Check to see if GZIP is enabled on your server . If not, you're wasting 60-80% of your (and your visitors') bandwidth by delivering your site content to visitors at full uncompressed size. Enabling this will not contribute meaningfully to your server's CPU overhead, but it will contribute meaningfully to your page speed as perceived by Googlebot and by humans, especially on mobile devices.
Perception of Time: The event horizon of window.onLoad()
Unfortunately for the most inspired and talented web developers of the world, server-side response time as measured by Googlebot is not the only page speed factor that Google will reward with competitive advantages; they also consider a page's real-world page load time ‐ as in the time it takes for the page's onLoad() event to fire ‐ to be a site-quality signal that, for some, has led to as much as a 40% growth in organic traffic.
Front-end optimizations seek to minimize both the number of HTTP requests and the amount of data that needs to be downloaded in order to render the page. Here's a brief overview of the factors to explore:
This is Cache Control to Major DOM…
Holding off the inevitable
Defer as many scripts, but especially the externally-hosted scripts, to load after the window.onLoad() event fires, as this event is what stops Google's page speed timer.
Fewer and smaller
Rather than building a web UI from three dozen little individual image files, graphical UI elements should be combined into as few sprite images as is necessary. The SpriteMe bookmarklet and SpritePad web app are just two examples of several great little tools for auto-generating sprites.

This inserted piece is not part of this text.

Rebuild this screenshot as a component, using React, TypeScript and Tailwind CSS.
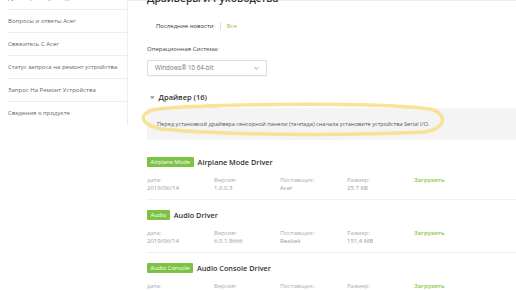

There are a variety of plugins available for major CMSes that can take care of this for you, and for the higher-end web dev crowd there are also some terrific front-end tooling workflows out there now , such as with the combination of Sass & Gulp , and for C# .NET developers like our merry band of wizards here at Dirigo, the SquishIt library has also proven indispensible.
Toss your cookies, far and wide
Instead of serving static resources from a path on the website's primary domain, move them to their own subdomain ( e.g., static.yourdomain.com ) under a separate site configuration on your web server so you can serve them without the cookies from your web application. Serving from a cookieless domain avoids a ton of network overhead from otherwise having to transfer half a dozen cookies, some with very large values, with each and every image file, CSS file, JS file, etc.
The next level of sophistication above employing a cookieless subdomain for static resources is to employ a CDN (Content Distribution Network) to push those resources out to the edges of the cloud, closer to wherever your visitors are than your web host. You can pay a number of places like Rackspace or Google , or you may qualify for CloudFlare 's generous free tier.
- Google wants your page to load in under two seconds.
- Google not only cares about network and server latency (average response time), but they also clock the time until onLoad() fires, and judge you for it.
- Above-average server response times are going to limit your crawl budget until they're resolved.
- Not all DNS providers are created equal.
- It pays to shop around for a particularly well-connected web host that doesn't limit your throughput.
- Dedicated hosting beats multi-tenant hosting in speed due to reduced competition for server resources, and has become too inexpensive an option to ignore for even the smallest of web-based SMBs.
- Turn on GZip compression already, you wasteful, wasteful shrew!
- The web server should be caching the results of dynamic server-side code (e.g., PHP, Python, ASP.NET, etc.) whenever possible, and sending >= 1-week cache-control headers for everything else.
- No more individual CSS, JS and UI-element image files than necessary. Combine!
- Consider employing a modern front-end tooling workflow to keep the page dependencies manageable and minified.